Anyone who predicted a Liberal majority in the election last night is lying to you. Despite the ebbs and flows of a long campaign, all signs pointed to a minority to someone and a likely split between the left leaning parties, as is usually the case when the Conservatives win.
So what changed? Canadians were sick of being bullied. Or, more clearly, they hope and change instead of more of the same.
When Justin Trudeau realized this, he began to surge in the polls. His last ad, which I’ll embed, includes the quote “In Canada, better is always possible.”
Stephen Harper has run his government, especially since he moved into a majority in 2011, on the idea that only the government can make things better. And that the government is always right. This is an assumption Trudeau doesn’t agree with and this win proves Canadians disagree too.

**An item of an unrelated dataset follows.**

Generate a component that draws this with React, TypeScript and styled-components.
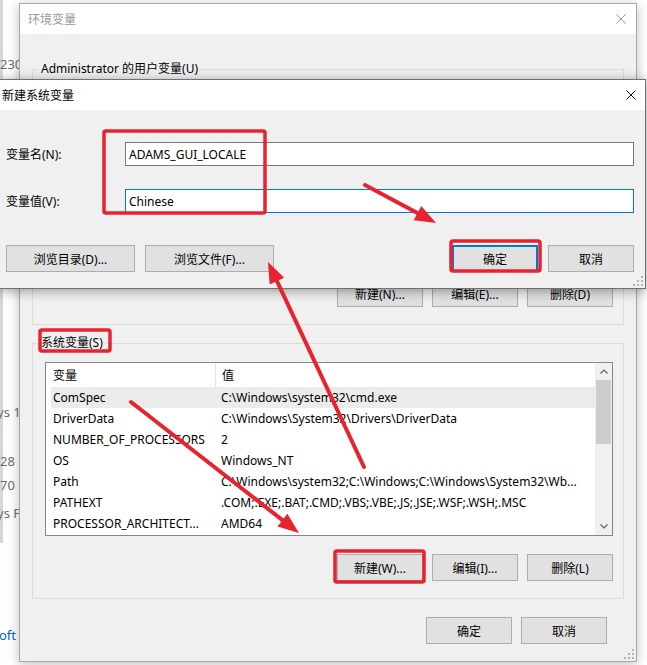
import styled, { createGlobalStyle } from "styled-components";

type EnvVar = { name: string; value: string };

const GlobalStyle = createGlobalStyle`
  html, body {
    margin: 0;
    padding: 0;
    background: #fff;
  }
  body {
    font-family: "Noto Sans", "Noto Sans CJK SC", sans-serif;
    font-size: 12px;
    color: #000;
  }
`;

const RED = "#e8232d";

const Desktop = styled.div`
  position: relative;
  width: 647px;
  height: 665px;
  overflow: hidden;
  background: #fff;
`;

/* the system window peeking out on the left */
const BackWindow = styled.div`
  position: absolute;
  left: 0;
  top: 0;
  width: 19px;
  height: 665px;
  overflow: hidden;
`;

const BackPanel = styled.div`
  height: 543px;
  border-left: 3px solid #d6d6d6;
  box-sizing: border-box;
  display: flex;
  flex-direction: column;
`;

const Snippet = styled.div<{ $gap: number; $shift?: number; $link?: boolean }>`
  margin-top: ${(p) => p.$gap}px;
  margin-left: ${(p) => (p.$shift ?? 0) - 3}px;
  line-height: 16px;
  font-size: 13px;
  white-space: nowrap;
  color: ${(p) => (p.$link ? "#0066cc" : "#6d6d6d")};
`;

const Window = styled.div<{ $active?: boolean }>`
  position: absolute;
  box-sizing: border-box;
  background: #f0f0f0;
  border: 1px solid ${(p) => (p.$active ? "#707070" : "#a8a8a8")};
  box-shadow: 0 2px 11px rgba(0, 0, 0, ${(p) => (p.$active ? 0.38 : 0.26)});
  display: flex;
  flex-direction: column;
`;

const EnvWindow = styled(Window)`
  left: 19px;
  top: 3px;
  width: 618px;
  height: 659px;
`;

const NewVarWindow = styled(Window)`
  left: -2px;
  top: 79px;
  width: 648px;
  height: 210px;
`;

const TitleBar = styled.div<{ $active?: boolean; $indent: number; $closeGap: number }>`
  height: 30px;
  flex: none;
  background: #fff;
  display: flex;
  align-items: center;
  justify-content: space-between;
  padding: 0 ${(p) => p.$closeGap}px 0 ${(p) => p.$indent}px;
  color: ${(p) => (p.$active ? "#000" : "#999")};
  font-size: 12px;
`;

const WindowBody = styled.div`
  flex: 1;
  display: flex;
  flex-direction: column;
`;

const EnvBody = styled(WindowBody)`
  padding-top: 35px;
`;

const NewVarBody = styled(WindowBody)`
  padding: 32px 11px 16px 7px;
`;

const GroupBox = styled.div<{ $gap?: number }>`
  margin: ${(p) => p.$gap ?? 0}px 12px 0;
  border: 1px solid #dcdcdc;
  padding: 0 10px 17px 12px;
  display: flex;
  flex-direction: column;
`;

const GroupLegend = styled.div`
  align-self: flex-start;
  margin: -9px 0 0 -6px;
  padding: 0 2px;
  line-height: 16px;
  background: #f0f0f0;
  white-space: nowrap;
`;

const ListView = styled.div`
  margin-top: 11px;
  height: 174px;
  box-sizing: border-box;
  border: 1px solid #828790;
  background: #fff;
  display: flex;
  overflow: hidden;
`;

const ListColumns = styled.div`
  flex: 1;
  min-width: 0;
  display: flex;
  flex-direction: column;
`;

const HeaderRow = styled.div`
  height: 24px;
  flex: none;
  display: flex;
  align-items: stretch;
`;

const HeaderCell = styled.div<{ $width?: number }>`
  display: flex;
  align-items: center;
  ${(p) => (p.$width ? `width: ${p.$width}px; border-right: 1px solid #e5e5e5;` : "flex: 1;")}
  padding-left: ${(p) => (p.$width ? 7 : 6)}px;
  box-sizing: border-box;
`;

const Row = styled.div<{ $selected?: boolean }>`
  height: 21px;
  flex: none;
  margin-left: 5px;
  display: flex;
  align-items: center;
  background: ${(p) => (p.$selected ? "#ebebeb" : "transparent")};
`;

const Cell = styled.div<{ $width?: number }>`
  ${(p) => (p.$width ? `width: ${p.$width}px; flex: none; padding-left: 2px;` : "flex: 1; min-width: 0;")}
  box-sizing: border-box;
  white-space: nowrap;
  overflow: hidden;
`;

const ScrollBar = styled.div`
  width: 17px;
  flex: none;
  background: #f0f0f0;
  display: flex;
  flex-direction: column;
  align-items: center;
`;

const ScrollArrow = styled.div`
  height: 17px;
  width: 17px;
  flex: none;
  display: flex;
  align-items: center;
  justify-content: center;
`;

const ScrollThumb = styled.div`
  width: 15px;
  height: 64px;
  background: #cdcdcd;
`;

const ScrollTrack = styled.div`
  flex: 1;
`;

const ButtonRow = styled.div<{ $gap: number; $top: number; $pad?: number }>`
  display: flex;
  justify-content: flex-end;
  gap: ${(p) => p.$gap}px;
  margin-top: ${(p) => p.$top}px;
  padding-right: ${(p) => p.$pad ?? 0}px;
`;

const Button = styled.button<{ $wide?: boolean; $default?: boolean }>`
  width: ${(p) => (p.$wide ? 129 : 86)}px;
  height: 27px;
  box-sizing: border-box;
  padding: 0;
  background: #e1e1e1;
  border: 1px solid ${(p) => (p.$default ? "#0078d7" : "#adadad")};
  box-shadow: ${(p) => (p.$default ? "inset 0 0 0 1px #0078d7" : "none")};
  font: inherit;
  color: #000;
`;

const Spacer = styled.div`
  flex: 1;
`;

const FieldRow = styled.div<{ $top?: number }>`
  display: grid;
  grid-template-columns: 119px 1fr;
  align-items: center;
  margin-top: ${(p) => p.$top ?? 0}px;
`;

const FieldLabel = styled.label`
  white-space: nowrap;
`;

const TextBox = styled.div<{ $focused?: boolean }>`
  height: 24px;
  box-sizing: border-box;
  border: 1px solid ${(p) => (p.$focused ? "#0078d7" : "#7a7a7a")};
  background: #fff;
  display: flex;
  align-items: center;
  padding-left: 3px;
`;

const Grip = styled.svg`
  position: absolute;
  right: 2px;
  bottom: 2px;
`;

const Annotations = styled.svg`
  position: absolute;
  left: 0;
  top: 0;
  pointer-events: none;
`;

const userVars: EnvVar[] = [
  { name: "OneDrive", value: "C:\\Users\\Administrator\\OneDrive" },
  { name: "Path", value: "C:\\Users\\Administrator\\AppData\\Local\\Microsoft\\WindowsApps;" },
  { name: "TEMP", value: "C:\\Users\\Administrator\\AppData\\Local\\Temp" },
  { name: "TMP", value: "C:\\Users\\Administrator\\AppData\\Local\\Temp" },
];

const systemVars: EnvVar[] = [
  { name: "ComSpec", value: "C:\\Windows\\system32\\cmd.exe" },
  { name: "DriverData", value: "C:\\Windows\\System32\\Drivers\\DriverData" },
  { name: "NUMBER_OF_PROCESSORS", value: "2" },
  { name: "OS", value: "Windows_NT" },
  { name: "Path", value: "C:\\Windows\\system32;C:\\Windows;C:\\Windows\\System32\\Wb..." },
  { name: "PATHEXT", value: ".COM;.EXE;.BAT;.CMD;.VBS;.VBE;.JS;.JSE;.WSF;.WSH;.MSC" },
  { name: "PROCESSOR_ARCHITECT...", value: "AMD64" },
];

function CloseGlyph({ color }: { color: string }) {
  return (
    <svg width="10" height="10" viewBox="0 0 10 10">
      <path d="M0.5 0.5 L9.5 9.5 M9.5 0.5 L0.5 9.5" stroke={color} strokeWidth="1" />
    </svg>
  );
}

function Chevron({ up }: { up?: boolean }) {
  return (
    <svg width="8" height="5" viewBox="0 0 8 5">
      <path d={up ? "M0.5 4.5 L4 1 L7.5 4.5" : "M0.5 0.5 L4 4 L7.5 0.5"} stroke="#606060" strokeWidth="1.2" fill="none" />
    </svg>
  );
}

function SizeGrip() {
  const dots = [
    [8, 0],
    [4, 4],
    [8, 4],
    [0, 8],
    [4, 8],
    [8, 8],
  ];
  return (
    <Grip width="10" height="10" viewBox="0 0 10 10">
      {dots.map(([x, y]) => (
        <rect key={`${x}-${y}`} x={x} y={y} width="2" height="2" fill="#b4b4b4" />
      ))}
    </Grip>
  );
}

function VarList({ vars, selected }: { vars: EnvVar[]; selected?: number }) {
  return (
    <ListView>
      <ListColumns>
        <HeaderRow>
          <HeaderCell $width={170}>变量</HeaderCell>
          <HeaderCell>值</HeaderCell>
        </HeaderRow>
        {vars.map((v, i) => (
          <Row key={v.name + i} $selected={i === selected}>
            <Cell $width={170}>{v.name}</Cell>
            <Cell>{v.value}</Cell>
          </Row>
        ))}
      </ListColumns>
      <ScrollBar>
        <ScrollArrow>
          <Chevron up />
        </ScrollArrow>
        <ScrollThumb />
        <ScrollTrack />
        <ScrollArrow>
          <Chevron />
        </ScrollArrow>
      </ScrollBar>
    </ListView>
  );
}

function Arrow({ x1, y1, x2, y2 }: { x1: number; y1: number; x2: number; y2: number }) {
  const len = 21;
  const half = 8;
  const d = Math.hypot(x2 - x1, y2 - y1);
  const ux = (x2 - x1) / d;
  const uy = (y2 - y1) / d;
  const bx = x2 - ux * len;
  const by = y2 - uy * len;
  const head = `${x2},${y2} ${bx - uy * half},${by + ux * half} ${bx + uy * half},${by - ux * half}`;
  return (
    <g>
      <line x1={x1} y1={y1} x2={bx + ux * 2} y2={by + uy * 2} stroke={RED} strokeWidth="4" strokeLinecap="round" />
      <polygon points={head} fill={RED} />
    </g>
  );
}

function Highlight({ x, y, w, h }: { x: number; y: number; w: number; h: number }) {
  return <rect x={x} y={y} width={w} height={h} rx="2" fill="none" stroke={RED} strokeWidth="3.5" />;
}

export default function App() {
  return (
    <>
      <GlobalStyle />
      <Desktop>
        <BackWindow>
          <BackPanel>
            <Snippet $gap={56}>230</Snippet>
            <Snippet $gap={332} $shift={-3}>ys 10</Snippet>
            <Snippet $gap={33}>28</Snippet>
            <Snippet $gap={8}>70</Snippet>
            <Snippet $gap={12} $shift={-3}>ys F</Snippet>
          </BackPanel>
          <Snippet $gap={47} $link>.</Snippet>
          <Snippet $gap={21} $link $shift={2}>oft</Snippet>
        </BackWindow>

        <EnvWindow>
          <TitleBar $indent={8} $closeGap={10}>
            <span>环境变量</span>
            <CloseGlyph color="#9a9a9a" />
          </TitleBar>
          <EnvBody>
            <GroupBox>
              <GroupLegend>Administrator 的用户变量(U)</GroupLegend>
              <VarList vars={userVars} />
              <ButtonRow $gap={9} $top={18}>
                <Button>新建(N)...</Button>
                <Button>编辑(E)...</Button>
                <Button>删除(D)</Button>
              </ButtonRow>
            </GroupBox>

            <GroupBox $gap={18}>
              <GroupLegend>系统变量(S)</GroupLegend>
              <VarList vars={systemVars} selected={0} />
              <ButtonRow $gap={9} $top={18}>
                <Button>新建(W)...</Button>
                <Button>编辑(I)...</Button>
                <Button>删除(L)</Button>
              </ButtonRow>
            </GroupBox>

            <ButtonRow $gap={9} $top={18} $pad={29}>
              <Button>确定</Button>
              <Button>取消</Button>
            </ButtonRow>
          </EnvBody>
          <SizeGrip />
        </EnvWindow>

        <NewVarWindow $active>
          <TitleBar $active $indent={3} $closeGap={9}>
            <span>新建系统变量</span>
            <CloseGlyph color="#111" />
          </TitleBar>
          <NewVarBody>
            <FieldRow>
              <FieldLabel>变量名(N):</FieldLabel>
              <TextBox>ADAMS_GUI_LOCALE</TextBox>
            </FieldRow>
            <FieldRow $top={23}>
              <FieldLabel>变量值(V):</FieldLabel>
              <TextBox $focused>Chinese</TextBox>
            </FieldRow>
            <ButtonRow $gap={10} $top={32}>
              <Button $wide>浏览目录(D)...</Button>
              <Button $wide>浏览文件(F)...</Button>
              <Spacer />
              <Button $default>确定</Button>
              <Button>取消</Button>
            </ButtonRow>
          </NewVarBody>
          <SizeGrip />
        </NewVarWindow>

        <Annotations width="647" height="665" viewBox="0 0 647 665">
          <Highlight x={104} y={131} w={161} h={82} />
          <Highlight x={451} y={241} w={89} h={30} />
          <Highlight x={40} y={330} w={70} h={21} />
          <Highlight x={335} y={551} w={89} h={31} />
          <Arrow x1={365} y1={185} x2={436} y2={223} />
          <Arrow x1={364} y1={467} x2={268} y2={262} />
          <Arrow x1={131} y1={402} x2={299} y2={533} />
        </Annotations>
      </Desktop>
    </>
  );
}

What makes Canada great is the freedoms available to everyone. Freedom to any religion is obvious, but this also includes freedoms in education and research. The freedom to privacy. The freedom to vote. The freedom to attain citizenship, and the freedom that as a citizen, the government will have your back. But most importantly, the freedom of knowing your government is working to make life better for you. The Conservatives threatened or attempted to curb all of these freedoms. The Liberals did not.
That is why Trudeau won.
The “sunny days” Trudeau talked about in his victory speech won’t last long. It’s very likely that his economic plan will fail. By taking money from the one per cent and corporations, employers will not be able to hire employees, job loss will spread across the country, social welfare programs will be run dry and Canada will go into a deep debt.
But on the night of Oct. 19, that was not what was at stake. What was at stake was the basic beliefs of freedom that Canada was founded on. Trudeau won because his campaign realized this and made it their primary focus.

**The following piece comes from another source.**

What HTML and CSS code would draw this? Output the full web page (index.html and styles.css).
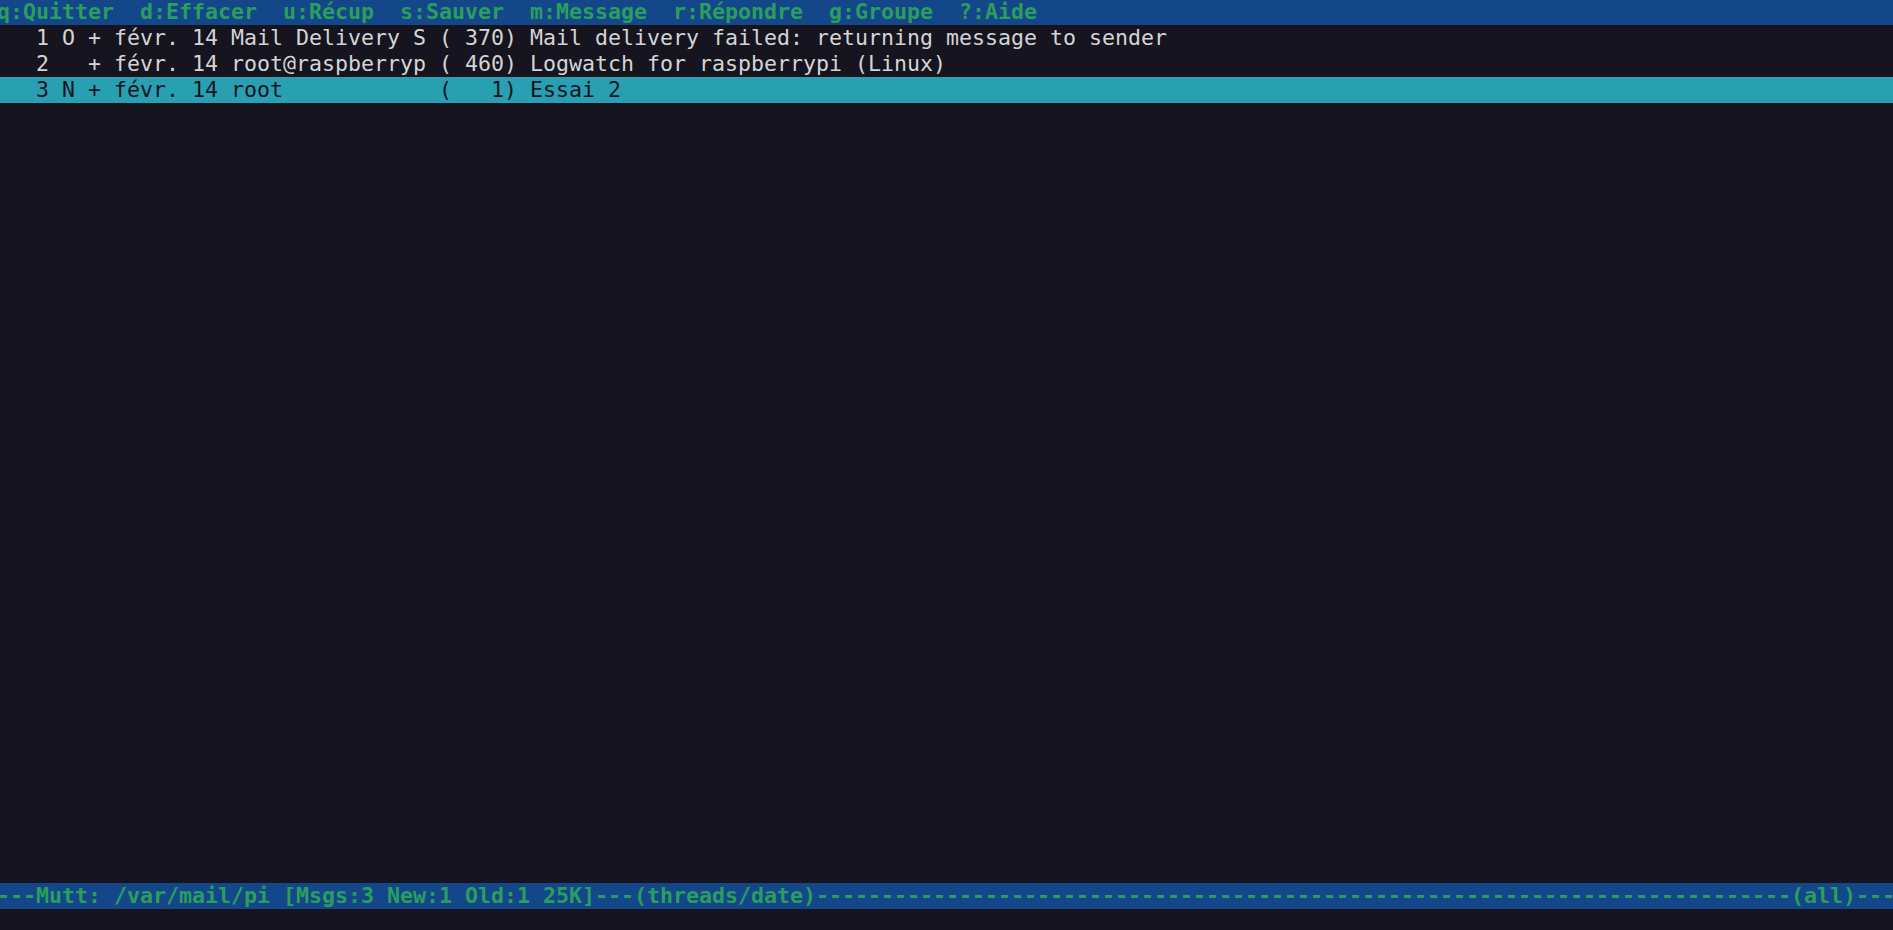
FILE: index.html
```html
<!DOCTYPE html>
<html lang="fr">
<head>
    <meta charset="UTF-8">
    <title>Mutt - /var/mail/pi</title>
    <link rel="stylesheet" href="styles.css">
</head>
<body>
    <div class="screen">
        <div class="bar help">q:Quitter  d:Effacer  u:Récup  s:Sauver  m:Message  r:Répondre  g:Groupe  ?:Aide</div>

        <div class="index">
            <div class="row">   1 O + févr. 14 Mail Delivery S ( 370) Mail delivery failed: returning message to sender</div>
            <div class="row">   2   + févr. 14 root@raspberryp ( 460) Logwatch for raspberrypi (Linux)</div>
            <div class="row current">   3 N + févr. 14 root            (   1) Essai 2</div>
        </div>

        <div class="bar status">---Mutt: /var/mail/pi [Msgs:3 New:1 Old:1 25K]---(threads/date)---------------------------------------------------------------------------(all)---</div>
        <div class="msgline"></div>
    </div>
</body>
</html>
```

FILE: styles.css
```css
* {
    margin: 0;
    padding: 0;
    box-sizing: border-box;
}

body {
    background-color: #16151f;
    overflow: hidden;
}

/* terminal grid: 146 cols x 36 rows of 26px */
.screen {
    height: 936px;
    margin-top: -1px;
    display: flex;
    flex-direction: column;
    font-family: 'DejaVu Sans Mono', monospace;
    font-size: 21.6px;
    line-height: 26px;
    color: #d4d4d6;
}

.bar,
.row,
.msgline {
    height: 26px;
    text-indent: -3px;
    white-space: pre;
    overflow: hidden;
}

.bar {
    background-color: #14478a;
    color: #2a9e5c;
    font-weight: bold;
}

.index {
    flex: 1;
}

.row.current {
    background-color: #29a0b2;
    color: #16151f;
}
```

As for the split, Tom Mulcair and the NDP oddly tried to push themselves away from the Liberals. At best, that strategy would have split the left wing vote and given the Conservatives a minority. At worst, what happened to the NDP happened, and the party was kicked back to its usual spot in far away third place. The NDP lost because they refused to promote one thing, unity against the current government. And it cost them a lot of seats at the table.

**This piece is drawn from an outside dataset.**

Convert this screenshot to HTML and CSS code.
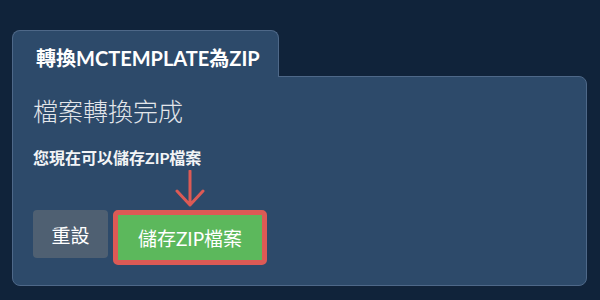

Harper has stepped down as leader of the opposition and the Conservatives will begin piecing together a new strategy for their party. I hope that they keep most of their economic plan, which involved keeping money in the pockets of Canadians and not strangling those Canadians’ employers with taxes. But I also hope the Conservatives realize another thing. Division and disruption of freedoms will never work in Canada. The population is too diverse, too intelligent, and too proactive to simply let the government do whatever it likes.
I predict in four years the Conservatives will be back in power. If they run a campaign on economic growth and social equality, they cannot lose. Because they didn’t do that this time, they did lose. And because they didn’t do that this time, another Trudeau is in power, whether he’s ready or not.